With 10 peers, the first case query returned all results in 4-to-10 s, fetching data between 1000 and 100,000 across the entire overlay. As a result, we extended the experiments for this use case by testing different numbers of peers with 1000 graph nodes per peer, resulting in 10,000 graph nodes across 10 peers, 20,000 across 20 peers, and 1,000,000 across 1000 peers. These experiments were run in WSL, gridsurfer, and datadog. The WSL accommodated up to 100 peers in this case, with 100,000 graph nodes. Hence, it was able to fetch all the results in 60 s, 67% of the results in 30 s, and it fetched results in only 1 peer when launching a query between 1 and 10 s. A summary of WSL experiment results is presented in Table 6.

The same experiment was repeated on gridsurfer, where, with the same number of peers and data size simulated in WSL, G-IDSS was able to fetch all results in 30 s and more than half in 10 s. The summary of gridsurfer test results is presented in Table 7.

We finally ran the same experiment in the datadog, which is the best machine among others involved in the test. The datadog machine was loaded with the same amount of data as for gridsurfer and WSL. In the case of peers, datadog launched 100-to-5000 peers. The experiment demonstrated the capacity of datadog to fetch all loaded datasets in 30 s while hosting up to 1000 peers. With 5000 peers, datadog was able to fetch up to 50% of the entire dataset in 60 s.

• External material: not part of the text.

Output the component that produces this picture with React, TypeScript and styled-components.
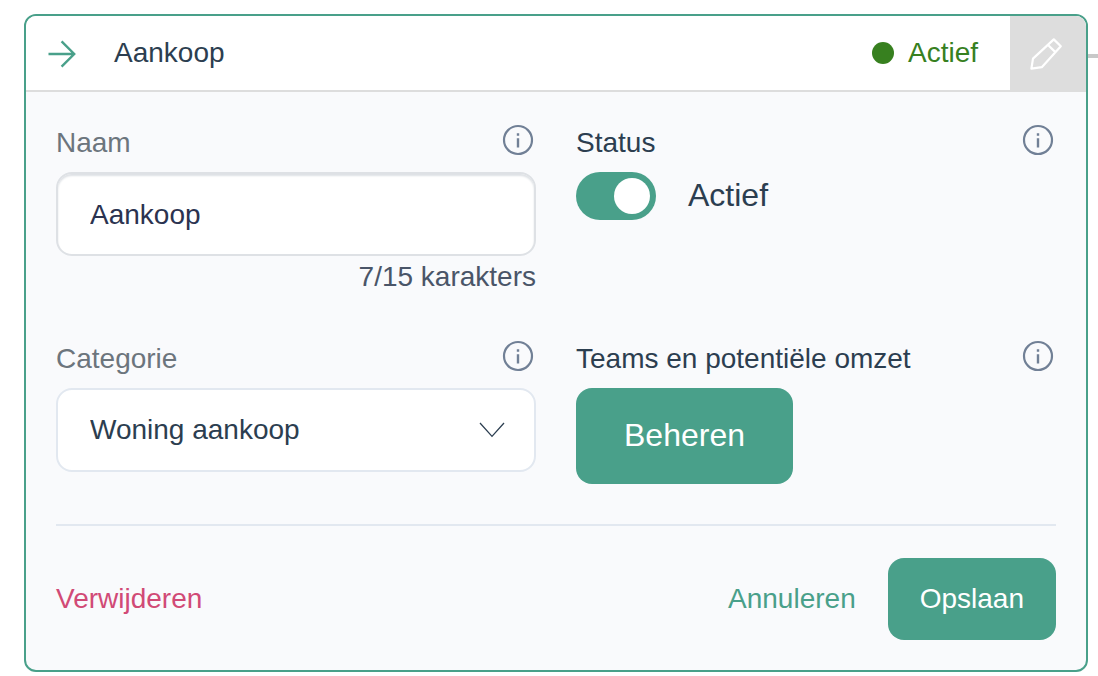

This test has shed an important light that, with the existence of many peers, small TTL values would not be able to fetch the best result for consumption. The summary of its performance is presented in Table 8.

4.3.2. Case 2: Scaling Number of Peers

With an increased number of peers containing fewer datasets, G-IDSS generally takes longer time to fetch the required results. The goal of this experiment was to observe how many peers each testing platform would be able to accommodate. G-IDSS was able to fetch all results in at least 30 s given a WSL machine, 10 s for the gridsurfer machine, and 1 s for datadog, all with 100 peers. Furthermore, we carried out additional experiments testing different peer sizes. In this case, every peer in the overlay had only 10 graph nodes. With WSL, G-IDSS was able to fetch all the results within 30 s while simulating with 50 peers. With 100 peers, the WSL fetched 89% of the required results in 30 s, 32% in 10 s, and 14% in 1 s. A summary of these results is presented in Table 9.

On the other hand, G-IDSS on gridsurfer fetched all results from 100 peers within 30 s. In 10 s, G-IDSS fetched 42% of the required results. Furthermore, 1 s was enough to fetch all results in 10 and 20 peers. A summary of these results is presented in Table 10.

We, lastly, simulated the experiments in datadog. In the tests, G-IDSS fetched all loaded results in 10 s while launching 1000 peers. With 5000 peers, G-IDSS fetched 80% of all results in 60 s. With 1 s, only 1% of the data was fetched. Other results are summarised in Table 11.

We also conducted small-scale tests to observe the impact of the TTL value on querying. We ran the test by launching 50 peers, each with 10 client nodes (resulting in 500 clients in the overlay), 100 consumption records (resulting in 5000 consumption records in the overlay), and 5000 edges (each client node having 100 edges, representing direct connections to consumption records). A “get Client” query, executed with a TTL equal to 3, returned a total of 330 records, indicating that 33 out of 50 peers were successfully reached and returned the results. Running the same query with an increased TTL value of 6, G-IDSS was able to fetch all 500 client nodes, thereby reaching all peers in the overlay. Query traversal can also be run in G-IDSS to search for targeted records. For instance, the query traversal “get Client traverse owner: belongs_to: usage: Consumption” retrieves all client records with their associated consumption records in 7 s, i.e., these are two nodes connected through an edge with a connection pattern described as “owner: belongs_to: usage: Consumption”. A detailed description of submitted queries and fetched results is provided in the GitHub repository. As stated in [48], fetching results from G-IDSS is based on a “best effort” approach, given the potentially large number of distributed servers. Considering other factors that may affect an overlay, querying with a TTL of 3, for instance, will not always return the same number of records, even with a constant number of peers.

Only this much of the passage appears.